### REQUEST
Each line that holds the word "this" counts once. Give the total number of such lines and nothing else.

::: RECORDS SUPPLIED :::

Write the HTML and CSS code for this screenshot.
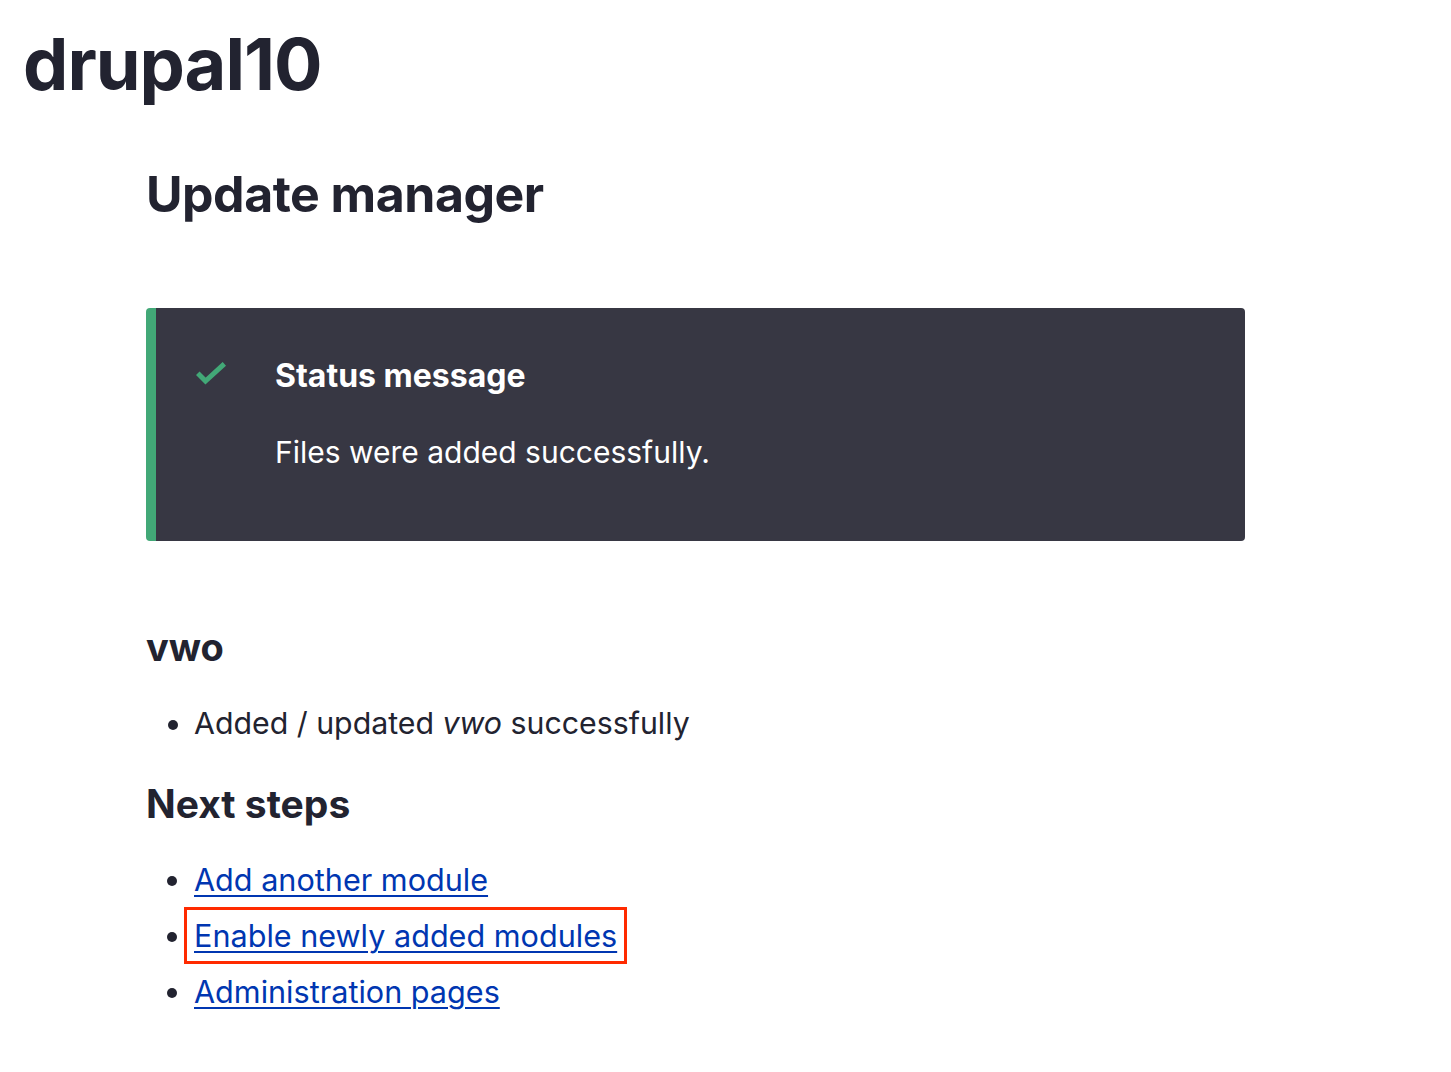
FILE: index.html
```html
<!DOCTYPE html>
<html lang="en">
<head>
<meta charset="utf-8">
<title>Update manager | drupal10</title>
<link rel="stylesheet" href="styles.css">
</head>
<body>
<header class="site-header">
  <div class="site-name">drupal10</div>
</header>
<main class="main">
  <h1 class="page-title">Update manager</h1>
  <div class="messages" role="status">
    <div class="messages-icon">
      <svg width="30" height="24" viewBox="0 0 30 24" aria-hidden="true"><path d="M3.5 13 L9.5 19 L26.5 3.5" fill="none" stroke="#42a877" stroke-width="5" stroke-linecap="square"/></svg>
    </div>
    <div class="messages-content">
      <h2 class="messages-title">Status message</h2>
      <div class="messages-text">Files were added successfully.</div>
    </div>
  </div>
  <h3 class="project">vwo</h3>
  <ul class="list">
    <li>Added / updated <em>vwo</em> successfully</li>
  </ul>
  <h3 class="steps-title">Next steps</h3>
  <ul class="list links">
    <li><a href="#">Add another module</a></li>
    <li><a class="highlight" href="#">Enable newly added modules</a></li>
    <li><a href="#">Administration pages</a></li>
  </ul>
</main>
</body>
</html>
```
FILE: styles.css
```css
html, body {
  margin: 0;
  padding: 0;
  background: #fff;
}
body {
  font-family: Inter, "Noto Sans", "Liberation Sans", sans-serif;
  color: #222330;
}
.site-header {
  padding: 24px 0 0 23px;
}
.site-name {
  font-size: 72px;
  font-weight: 700;
  line-height: 80px;
  letter-spacing: -1px;
}
.main {
  padding-left: 146px;
  width: 1099px;
}
.page-title {
  margin: 60px 0 0;
  font-size: 50px;
  line-height: 60px;
  font-weight: 700;
  letter-spacing: -0.5px;
}
.messages {
  margin-top: 84px;
  display: flex;
  background: #373743;
  border-left: 10px solid #42a877;
  border-radius: 4px;
  min-height: 233px;
  box-sizing: border-box;
  padding: 48px 40px;
  color: #fff;
}
.messages-icon {
  width: 79px;
  flex: none;
  padding-top: 6px;
  box-sizing: border-box;
}
.messages-title {
  margin: 0;
  font-size: 32px;
  line-height: 40px;
  font-weight: 700;
}
.messages-text {
  margin-top: 36px;
  font-size: 30px;
  line-height: 40px;
}
.project {
  margin: 84px 0 0;
  font-size: 38px;
  line-height: 44px;
  font-weight: 700;
}
.list {
  margin: 26px 0 0;
  padding-left: 48px;
  font-size: 30.3px;
  line-height: 56px;
}
.steps-title {
  margin: 29px 0 0;
  font-size: 39px;
  line-height: 48px;
  font-weight: 700;
}
.links {
  margin-top: 24px;
  font-size: 30.6px;
}
.links a {
  color: #0036b1;
  text-decoration: underline;
  text-decoration-thickness: 2px;
  text-underline-offset: 4px;
}
.highlight {
  outline: 3px solid #ff2a00;
  outline-offset: 7px;
}
```
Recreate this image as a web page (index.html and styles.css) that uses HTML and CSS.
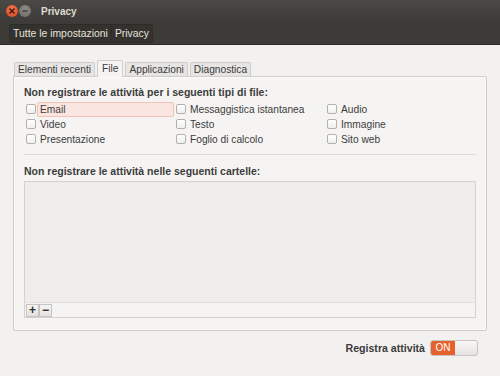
FILE: index.html
```html
<!DOCTYPE html>
<html lang="it">
<head>
  <meta charset="UTF-8">
  <title>Privacy</title>
  <link rel="stylesheet" href="styles.css">
</head>
<body>

<div class="window">
  <header class="titlebar">
    <span class="wbtn close">
      <svg width="8" height="8" viewBox="0 0 8 8"><path d="M1.5 1.5 L6.5 6.5 M6.5 1.5 L1.5 6.5" stroke="#3a1208" stroke-width="1.4"/></svg>
    </span>
    <span class="wbtn mini">
      <svg width="8" height="8" viewBox="0 0 8 8"><path d="M1.5 4 H6.5" stroke="#3a3a36" stroke-width="1.4"/></svg>
    </span>
    <span class="title">Privacy</span>
  </header>

  <div class="toolbar">
    <div class="crumbs">
      <span class="crumb">Tutte le impostazioni</span>
      <span class="crumb">Privacy</span>
    </div>
  </div>

  <main class="content">
    <div class="tabs">
      <span class="tab">Elementi recenti</span>
      <span class="tab active">File</span>
      <span class="tab">Applicazioni</span>
      <span class="tab">Diagnostica</span>
    </div>

    <section class="page">
      <h2 class="heading">Non registrare le attività per i seguenti tipi di file:</h2>
      <div class="check-grid">
        <label class="check"><span class="box"></span><span class="text focus">Email</span></label>
        <label class="check"><span class="box"></span><span class="text">Messaggistica istantanea</span></label>
        <label class="check"><span class="box"></span><span class="text">Audio</span></label>
        <label class="check"><span class="box"></span><span class="text">Video</span></label>
        <label class="check"><span class="box"></span><span class="text">Testo</span></label>
        <label class="check"><span class="box"></span><span class="text">Immagine</span></label>
        <label class="check"><span class="box"></span><span class="text">Presentazione</span></label>
        <label class="check"><span class="box"></span><span class="text">Foglio di calcolo</span></label>
        <label class="check"><span class="box"></span><span class="text">Sito web</span></label>
      </div>

      <hr class="sep">

      <h2 class="heading">Non registrare le attività nelle seguenti cartelle:</h2>
      <div class="folders"></div>
      <div class="list-tools">
        <span class="tool">+</span><span class="tool">&minus;</span>
      </div>
    </section>

    <div class="footer">
      <span class="switch-label">Registra attività</span>
      <span class="switch"><span class="on">ON</span><span class="knob"></span></span>
    </div>
  </main>
</div>

</body>
</html>
```

FILE: styles.css
```css
* { margin: 0; padding: 0; box-sizing: border-box; }
body {
  width: 500px;
  height: 376px;
  overflow: hidden;
  font-family: 'Liberation Sans', Arial, sans-serif;
  font-size: 10.2px;
  color: #3c3c3c;
  background: #f2f1f0;
}
.window { display: flex; flex-direction: column; height: 376px; }

.titlebar {
  height: 22px;
  background: linear-gradient(#4a4945, #3c3b37);
  display: flex;
  align-items: center;
  padding-left: 6px;
  gap: 1px;
}
.wbtn {
  width: 12px;
  height: 12px;
  border-radius: 50%;
  display: flex;
  align-items: center;
  justify-content: center;
}
.wbtn.close { background: radial-gradient(circle at 50% 35%, #f47a52, #d9431c); }
.wbtn.mini { background: radial-gradient(circle at 50% 35%, #8c8b86, #6a6964); }
.title { color: #dfdbd2; font-weight: bold; font-size: 10px; margin-left: 9px; }

.toolbar {
  height: 23px;
  background: #3c3b37;
  display: flex;
  align-items: center;
  padding-left: 9px;
  border-bottom: 1px solid #2b2a27;
}
.crumbs {
  display: flex;
  background: #33322f;
  border: 1px solid #2d2c29;
  border-radius: 2px;
}
.crumb { color: #e6e2da; padding: 3px 3px 3px; font-size: 10.4px; }
.crumb + .crumb { border-left: 1px solid #2d2c29; }

.content { flex: 1; padding: 15px 13px 0 13px; display: flex; flex-direction: column; }

.tabs { display: flex; align-items: flex-end; height: 16px; padding-left: 1px; gap: 2px; }
.tab {
  padding: 0 3px;
  height: 14px;
  line-height: 14px;
  background: #e6e5e3;
  border: 1px solid #cfcdc9;
  border-bottom: none;
  border-radius: 2px 2px 0 0;
  color: #3c3c3c;
}
.tab.active {
  height: 17px;
  line-height: 15px;
  background: #f5f4f3;
  position: relative;
  top: 1px;
  margin-top: -3px;
  padding: 0 4px;
}

.page {
  height: 255px;
  background: #f5f4f3;
  border: 1px solid #cfcdc9;
  border-radius: 0 2px 2px 2px;
  padding: 8px 10px 0 10px;
  box-shadow: 0 0 0 1px #fafaf9 inset;
}
.heading {
  font-size: 10.5px;
  font-weight: bold;
  color: #3c3c3c;
  height: 14px;
  line-height: 14px;
}

.check-grid {
  display: grid;
  grid-template-columns: 150px 151px 1fr;
  row-gap: 1px;
  margin-top: 3px;
}
.check { display: flex; align-items: center; gap: 1px; height: 14px; padding-left: 2px; color: #3c3c3c; }
.text { padding-left: 3px; line-height: 13px; }
.text.focus {
  flex: 1;
  height: 15px;
  line-height: 13px;
  padding-left: 2px;
  background: #fae5e0;
  border: 1px solid #f1c2b5;
  border-radius: 2px;
  margin-right: 0;
}
.box {
  width: 10px;
  height: 10px;
  border: 1px solid #b3b1ad;
  border-radius: 2px;
  background: linear-gradient(#ffffff, #f0efee);
  flex: none;
}

.sep { border: none; border-top: 1px solid #dcdad6; margin: 8px 0 9px; }

.folders {
  height: 121px;
  margin-top: 3px;
  background: #eeedeb;
  border: 1px solid #d4d2ce;
  border-bottom: none;
}
.list-tools {
  height: 16px;
  border: 1px solid #d4d2ce;
  border-top: 1px solid #e2e0dc;
  background: #f5f4f3;
  display: flex;
  padding: 1px 1px;
}
.tool {
  width: 13px;
  height: 13px;
  line-height: 11px;
  text-align: center;
  border: 1px solid #c6c4c0;
  background: linear-gradient(#f6f5f4, #e3e2e0);
  color: #2f2f2f;
  font-weight: bold;
  font-size: 12px;
}

.footer {
  display: flex;
  justify-content: flex-end;
  align-items: center;
  gap: 5px;
  margin-top: 9px;
  padding-right: 9px;
}
.switch-label { font-weight: bold; font-size: 10.6px; color: #3c3c3c; }
.switch {
  width: 48px;
  height: 16px;
  border: 1px solid #c7c5c1;
  border-radius: 3px;
  display: flex;
  overflow: hidden;
  background: linear-gradient(#f8f8f7, #e4e3e1);
}
.on {
  width: 24px;
  background: #e6622c;
  color: #fff;
  font-size: 10px;
  text-align: center;
  line-height: 14px;
}
.knob { flex: 1; }
```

:::

### THE REPLY
2